A lot of the humor on BIG BANG THEORY is related to science and technology. Is it difficult for some the writers to come up with jokes based on the subject matter?
“You know,” Prady says, “one of the things from the beginning we wanted, when they talked about their work, we wanted it to be real and accurate. And we do it a couple ways. Sometimes we’ll have an idea, we’ll have a general sense of the science. And then we have a consultant, David Saltzberg, who is an astrophysicist at UCLA. We’ll say, ‘Can we have something about neutrinos here?’ and he’ll help us out with it. And there’s some stuff we try to stay current with. But we just want it to sound real and accurate. The nerd references we handle in the writers’ room ourselves. The characters may be smarter than other people, but I don’t know if they’re wiser than other people. So I think that’s where humor comes from. I think the goal always in whatever you do is, write smart dialogue. I think that these characters know specific things, but underneath, they have the same human motivations that everyone else does.”

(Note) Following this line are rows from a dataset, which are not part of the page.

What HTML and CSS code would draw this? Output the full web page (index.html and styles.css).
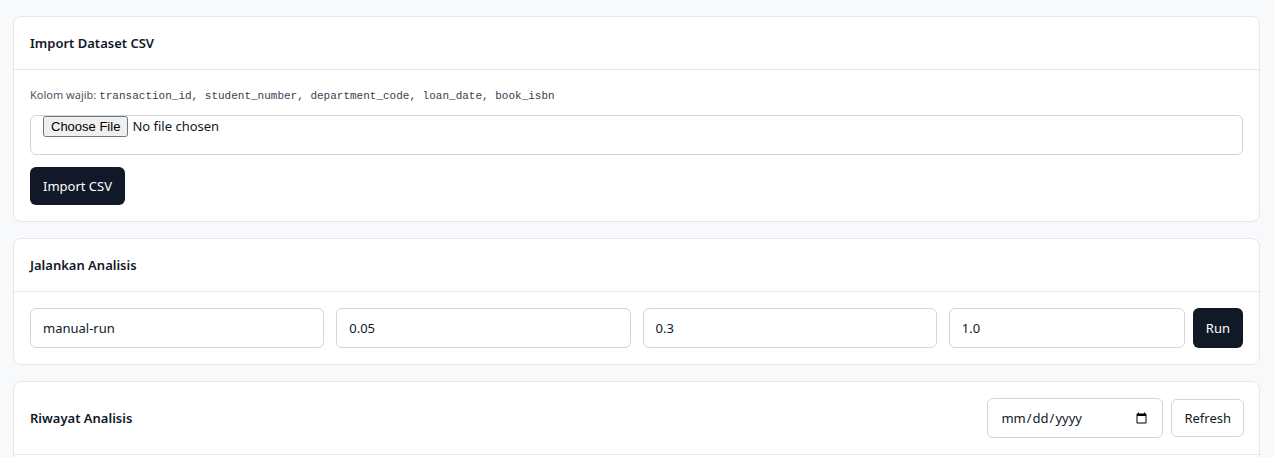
FILE: index.html
```html
<!DOCTYPE html>
<html lang="en">
<head>
    <meta charset="UTF-8">
    <meta name="viewport" content="width=device-width, initial-scale=1.0">
    <title>Analisis Peminjaman</title>
    <link rel="stylesheet" href="styles.css">
</head>
<body>
    <main class="page">
        <!-- Import -->
        <section class="card">
            <div class="card-header">
                <h2>Import Dataset CSV</h2>
            </div>
            <div class="card-body">
                <p class="hint">Kolom wajib: <code>transaction_id, student_number, department_code, loan_date, book_isbn</code></p>
                <input type="file" class="file-input" accept=".csv">
                <button class="btn btn-dark">Import CSV</button>
            </div>
        </section>

        <!-- Run -->
        <section class="card">
            <div class="card-header">
                <h2>Jalankan Analisis</h2>
            </div>
            <div class="card-body">
                <div class="run-grid">
                    <input type="text" class="field" value="manual-run">
                    <input type="text" class="field" value="0.05">
                    <input type="text" class="field" value="0.3">
                    <div class="run-last">
                        <input type="text" class="field" value="1.0">
                        <button class="btn btn-dark">Run</button>
                    </div>
                </div>
            </div>
        </section>

        <!-- History -->
        <section class="card">
            <div class="card-header card-header-tools">
                <h2>Riwayat Analisis</h2>
                <div class="tools">
                    <input type="date" class="field date-field">
                    <button class="btn btn-light">Refresh</button>
                </div>
            </div>
            <div class="card-body history-body"></div>
        </section>
    </main>
</body>
</html>
```

FILE: styles.css
```css
/* General */
* {
    box-sizing: border-box;
}

body {
    margin: 0;
    background-color: #f8f9fb;
    font-family: "Noto Sans", "Open Sans", sans-serif;
    color: #111827;
    font-size: 14px;
}

.page {
    padding: 16px 15px 16px 13px;
    display: flex;
    flex-direction: column;
    gap: 16px;
}

/* Cards */
.card {
    background: #fff;
    border: 1px solid #e5e7eb;
    border-radius: 8px;
}

.card-header {
    padding: 16px;
    border-bottom: 1px solid #e5e7eb;
}

.card-header h2 {
    margin: 0;
    font-size: 13px;
    font-weight: 600;
    line-height: 20px;
}

.card-header-tools {
    display: flex;
    align-items: center;
    justify-content: space-between;
    padding: 16px 15px 16px 16px;
}

.tools {
    display: flex;
    gap: 8px;
    align-items: center;
}

.card-body {
    padding: 16px;
}

.history-body {
    min-height: 120px;
}

.hint {
    margin: 0 0 10px;
    font-size: 11px;
    line-height: 18px;
    color: #4b5563;
}

code {
    font-family: "Liberation Mono", monospace;
    font-size: 11px;
    color: #374151;
}

/* Form controls */
.field {
    height: 40px;
    padding: 0 12px;
    border: 1px solid #d1d5db;
    border-radius: 6px;
    font: inherit;
    font-size: 13px;
    color: #111827;
    background: #fff;
    width: 100%;
    min-width: 0;
}

.file-input {
    display: block;
    width: 100%;
    height: 40px;
    padding: 0 12px;
    border: 1px solid #d1d5db;
    border-radius: 6px;
    font-family: inherit;
    font-size: 13px;
    color: #111827;
    margin-bottom: 12px;
}

.run-grid {
    display: grid;
    grid-template-columns: repeat(4, 1fr);
    gap: 12px;
}

.run-last {
    display: flex;
    gap: 8px;
}

.date-field {
    width: 176px;
}

/* Buttons */
.btn {
    height: 38px;
    padding: 0 13px;
    border-radius: 6px;
    font-family: inherit;
    font-size: 13px;
    cursor: pointer;
}

.btn-dark {
    background-color: #111827;
    border: none;
    color: #fff;
}

.run-last .btn-dark {
    height: 40px;
    flex: none;
}

.btn-light {
    padding: 0 12px;
    background: #fff;
    border: 1px solid #d1d5db;
    color: #111827;
}
```
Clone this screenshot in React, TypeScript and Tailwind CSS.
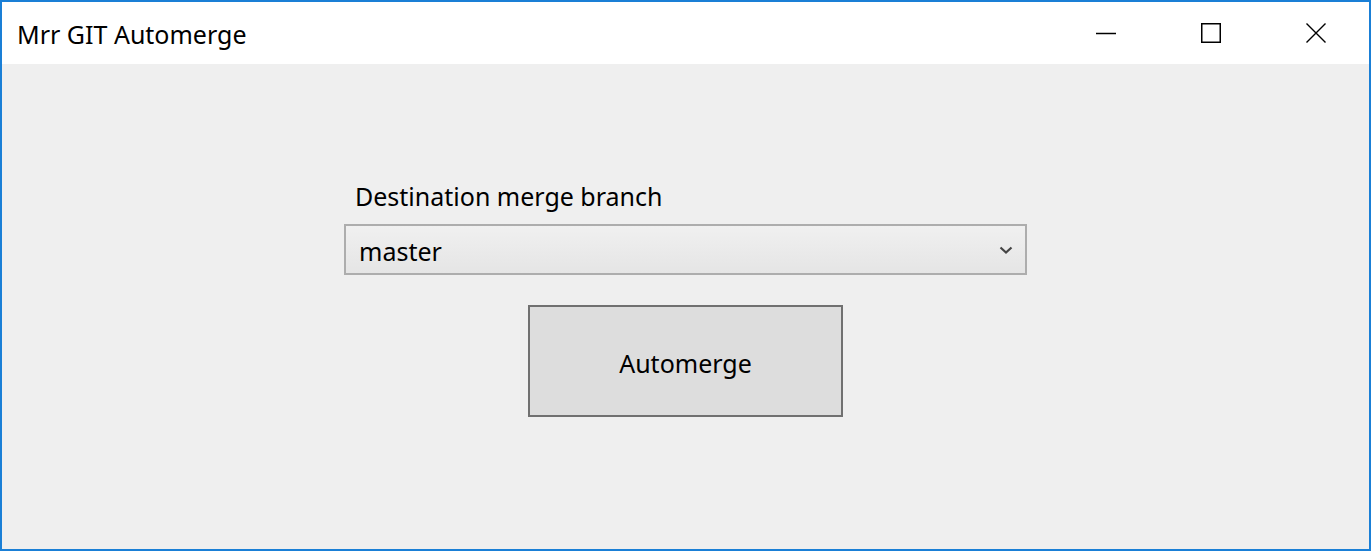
export default function App() {
  return (
    <div className="flex h-[551px] w-[1371px] flex-col border-2 border-[#1a7fd6] bg-[#efefef] font-['Noto_Sans',sans-serif] text-black">
      <header className="flex h-[62px] shrink-0 items-center bg-white">
        <h1 className="ml-[15px] flex-1 pt-[2px] text-[25px] leading-none">Mrr GIT Automerge</h1>
        <div className="flex h-full items-center">
          <button className="flex h-full w-[105px] items-center justify-center">
            <svg width="22" height="22" viewBox="0 0 22 22">
              <path d="M1 11.5h20" stroke="#000" strokeWidth="1.5" />
            </svg>
          </button>
          <button className="flex h-full w-[105px] items-center justify-center">
            <svg width="22" height="22" viewBox="0 0 22 22">
              <rect x="1.75" y="1.75" width="18.5" height="18.5" fill="none" stroke="#000" strokeWidth="1.5" />
            </svg>
          </button>
          <button className="flex h-full w-[106px] items-center justify-center">
            <svg width="22" height="22" viewBox="0 0 22 22">
              <path d="M1.5 1.5l19 19M20.5 1.5l-19 19" stroke="#000" strokeWidth="1.4" />
            </svg>
          </button>
        </div>
      </header>

      <main className="flex flex-1 flex-col items-center pt-[118px]">
        <div className="w-[683px]">
          <label className="ml-[11px] block text-[25px] leading-[28px]">Destination merge branch</label>
          <div className="mt-[14px] flex h-[51px] items-center justify-between border-2 border-[#adadad] bg-gradient-to-b from-[#f0f0f0] to-[#e5e5e5] pl-[13px] pr-[12px]">
            <span className="pt-[3px] text-[25px] leading-none">master</span>
            <svg width="14" height="10" viewBox="0 0 14 10">
              <path d="M1.5 2.5l5.5 5 5.5-5" fill="none" stroke="#444" strokeWidth="2.2" />
            </svg>
          </div>
        </div>
        <button className="mt-[30px] flex h-[112px] w-[315px] items-center justify-center border-2 border-[#707070] bg-[#dddddd] pt-[4px] text-[25px] leading-none">
          Automerge
        </button>
      </main>
    </div>
  );
}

Prady credits much of the show’s success to Lorre’s insistence on examining each scene to make sure the humor is grounded in what’s happening at the time. “I’ll tell you this – the pleasure and pain of working with Chuck is that Chuck, every minute, on every script, on every page, in every moment, says two things – ‘Do we believe the characters would do this?’ and ‘Why are we laughing?’ And as a participant in the writing process, it’s often a painful experience to confront that question, but he imposes it on himself as well as those who work with him – ‘Why are we laughing?’”
Finally, it would seem there are two obvious reasons for the title of THE BIG BANG THEORY, but Prady reveals there’s another one. “The third thing, besides the physical reference and the sexual reference, is a coming together of forces. And we think this is a coming together of forces. So that’s the thing that we liked.”